The problem came with the next generation. The beneficiaries of affirmative action identified the legitimacy of their place at Harvard with the institution’s commitment to diversity and some accordingly internalized a further obligation to reach out to other excluded groups. Law School professor Derrick Bell, for example, left Harvard Law School over its failure to appoint an African-American woman to the faculty. In doing so, Bell acted from what Brooks would call personal honor – he stood up for a principle that tied his association with the institution to its commitment to a notion of social justice intrinsic to the reasons for his appointment to the law school. Yet, Bell’s action had no credibility with his opponents. They could just as legitimately see Bell’s actions as a call to sacrifice institutional standards in order to promote a vision of the institution that burnished Bell’s standing, but not theirs within it.
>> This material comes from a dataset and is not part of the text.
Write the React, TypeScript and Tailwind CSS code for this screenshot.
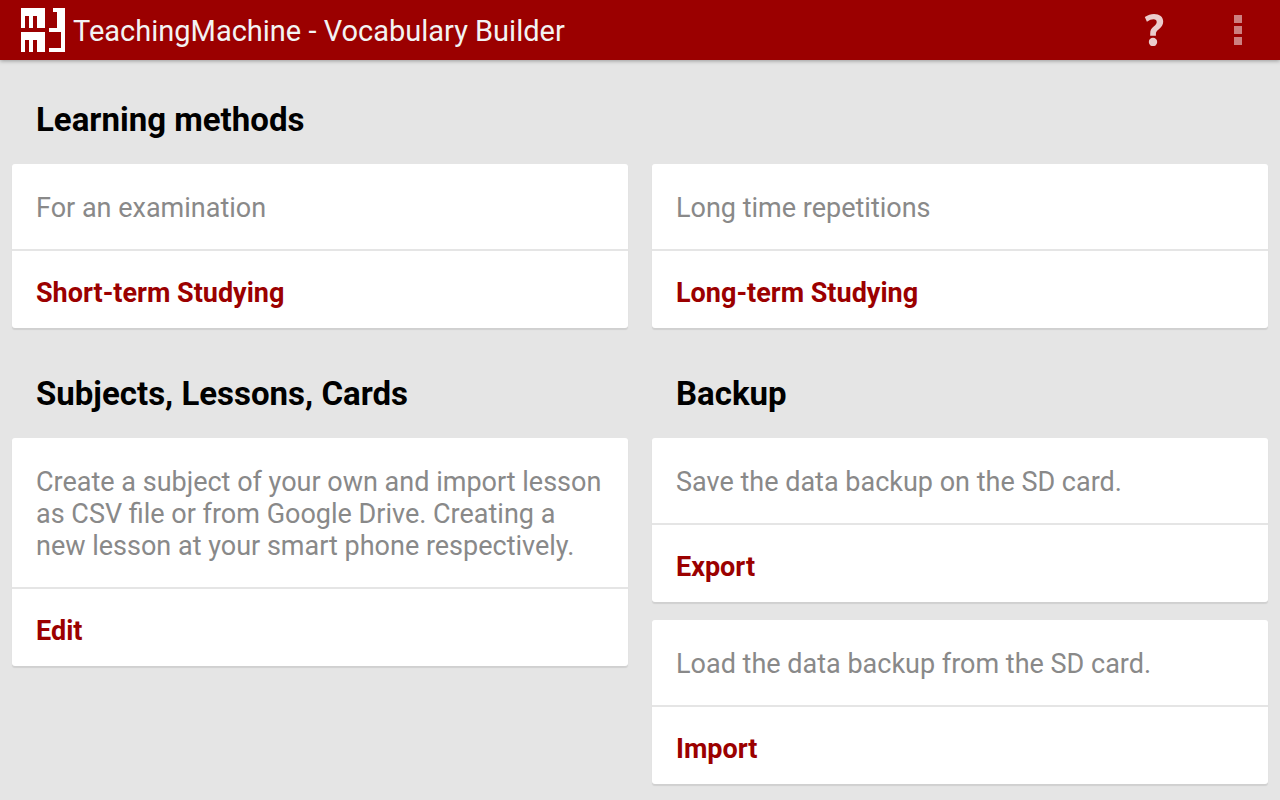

In contrast, Barack Obama's selection as head of the Harvard Law Review (and even more as President) was neither a reward solely for some abstract notion of merit nor identification of the commitment to diversity with suspension of the ordinary order. Instead, the Law Review appointment advanced institutional objectives and Obama identified his own success with his ability to credibly represent the Law Review as a whole.
The legitimacy of our political institutions is even more serious. In a recent AlterNet article on the Affordable Care Act, I argued that the rule of law suffers when justices place ideological purity over perceptions of the Court’s institutional integrity and that seemingly partisan 5-4 decisions had that effect. New York Times reporter Linda Greenhouse observed that Chief Justice John Robert’s opinion upholding the act responded to the fact that “his ostensible allies were about to drive the Supreme Court over the cliff and into the abyss.” Roberts’ opinion suggests that he identified his legacy as Chief Justice with burnishing the Court’s institutional standing. As Greenhouse notes, however, movement conservatives have pilloried Roberts for his supposed disloyalty. Like the Tea Party members of Congress, they identify institutional legitimacy only with partisan ideology and judge individuals on that basis. The result both in the case of the hyper-partisan Tea Party congressional bloc and the increasingly ideological Court is a loss of public confidence.
The transformation of the financial sector is less visible and at least equally pernicious. Illustrative of the change is the move away from partnerships to publicly traded corporations among the major investment banking firms (Lehman Brothers, Goldman Sachs). Under the earlier regime, partners could profit only if their firms prospered. While they could become rich, the partners could not easily cash in their ownership interests. The result was that they identified their own well-being with firm reputation – a firm that often bore the name of its partners. Today, corporate executives can use short-term profits that increase long-term risk to make a killing, and cash in leaving someone else holding the bag. This new elite identifies its personal standing with individual wealth, not corporate health.
Mitt Romney’s standing as a retired multi-millionaire is independent of Bain Capital. And as a multi-millionaire (at least as one who is not running for president), Romney is answerable to no one. The bonds of reciprocity that tied elite status to institutional legitimacy and thus encouraged the type of virtue Brooks celebrates and the public accountability Hayes longs for have been severed.